Leadership lessons from the ancient Greeks – Part I of II

Gates of FireI am a huge fan of the novelist Steven Pressfield. His novels bring the people and events of Ancient Greece to life in a way few others have. He has a particular talent for capturing the essence of war and military life, both its leaders and foot soldiers. His two best novels are Gates of Fire, which tells the story of 300 Spartan warriors sent to defend the pass of Thermopylae, knowing full well they will all perish fighting the Persian invaders, and Tides of War, chronicling the battle between Athens and Sparta during the Peloponnesian War. Each book has an array of memorable characters and has much to teach about discipline, courage under fire, sacrifice and the deep bonds formed between people sharing difficult circumstances.

I want to focus on the two leaders in the books. Leonidas is King of the Spartans and the leader of the band of 300 in Gates of Fire. Alcibiades is the mercurial leader of Athens in Tides of War, until he becomes too powerful and flees to Sparta to avoid being arrested and killed – whereupon he becomes a leader of the Spartans and attempts to retake Athens.  Each is a study of the nature of leadership, its demands, requirements and practices. The chapter in Tides of War entitled “The Intersection of Necessity and Free Will” alone is like a mini-MBA in leadership tactics.

I’ve lived with these books for more than a decade.  They’ve taught me a number of things that have become part of my framework for approaching leadership and management. It’s tough to live up to fictional characters: startups are not war, and companies are not the military. But they share enough key ingredients that they can inform a management style.

I’ve distilled some key leadership principles from the novels.  I share them below, along with some examples of how I’ve put them into practice. There are as many ways to manage as there are managers; these reflect my personal style and underlying value system.  They may not be for you, and I sometimes forget them myself. Some of these work better in larger organizations; some of them are mandatory in startups but harder to make work in a bigger company. In this first post, we’ll look at Gates of Fire and see what it has to tell us; in the second post, Tides of War.

1. Lead by serving.

They could see their king [Leonidas], at nearly sixty, enduring every bit of misery they did. And they knew that when the battle came, he would take his place not safely at the rear, but in the front rank, at the hottest and most perilous spot on the field. [Gates of Fire, p. 69]

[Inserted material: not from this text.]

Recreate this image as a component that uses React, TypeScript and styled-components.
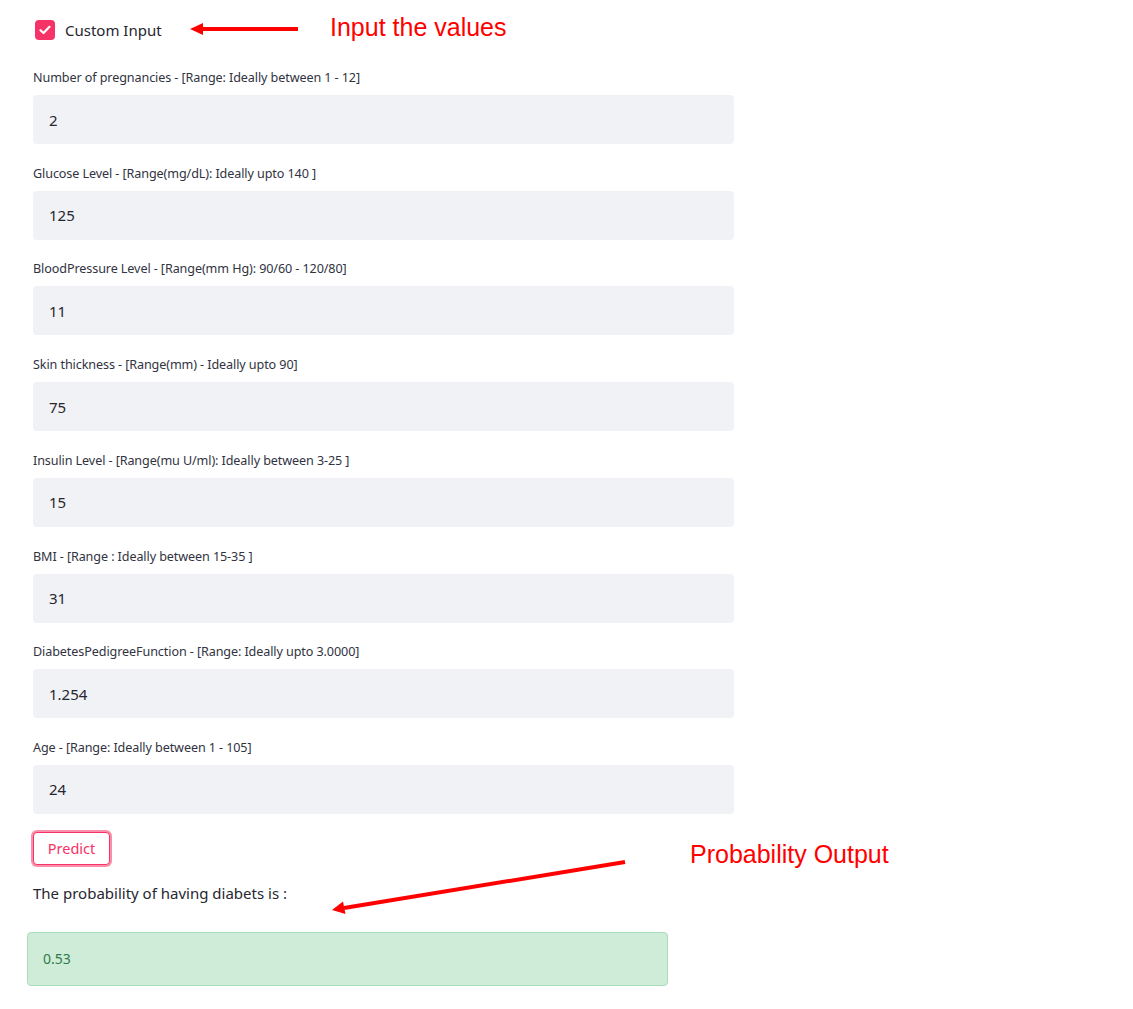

I will tell his Majesty what a king is. A king does not abide within his tent while his men bleed and die upon the field. A king does not dine while his men go hungry, nor sleep when they stand at watch upon the wall. A king does not command his men’s loyalty through fear nor purchase it with gold; he earns their love by the sweat of his own back and the pains he endures for their sake. That which comprises the hardest burden, a king lifts first and sets down last. A king does not require service of those he leads but provides it to them. He serves them, not they him. [Gates of Fire, p. 350]

What might this mean in “real life”? People will give you more in effort than you can ever compel, if they believe you care about them and a shared mission. The leader’s job, in the end, is to make sure the objective is clear, and that the team is as productive as possible. This means clearing roadblocks instead of doing “fun stuff”. There are a million menial tasks to getting a startup off the ground and keeping it running. At goby, we keep a pretty good stock of food, drink, snacks, and office supplies. These are my responsibility; every other weekend or so, I drive to a nearby BJs warehouse store, load up on low cost drinks and snacks, and stock the kitchen with them. In this way, I send a message that no task is beneath me, and it shouldn’t be beneath anyone else either. In addition, people who do the real work of building things can spend their time on that, rather than on errands assigned out by the CEO.

2. First to rise, last to bed.

It was the standing order of my master on campaign that he be woken two hours before dawn, an hour prior to the men of his platoon. He insisted that these never behold him prone upon the earth, but awake always to the sight of their enomotarch on his feet and armed. [Gates of Fire, p. 228]

Your team should believe you are as or more dedicated than they are (and you should be!). They should never have reason to question your effort or work ethic – you are a model for them to emulate. While simply being in the office doesn’t guarantee anything gets done, there’s no substitute for your team to see you, day in and day out, working as hard or harder than they are. This is a place where the demands of modern life and the “real world” can clash with fictional or heroic stamina. The demands (and joys) of family, friends, and outside interests can prevent you from being the first one in the office and the last one to leave every day. If you can’t do both, you should pick either the beginning or the end of the day, and consistently be first (or last). My practice is to be first in the office.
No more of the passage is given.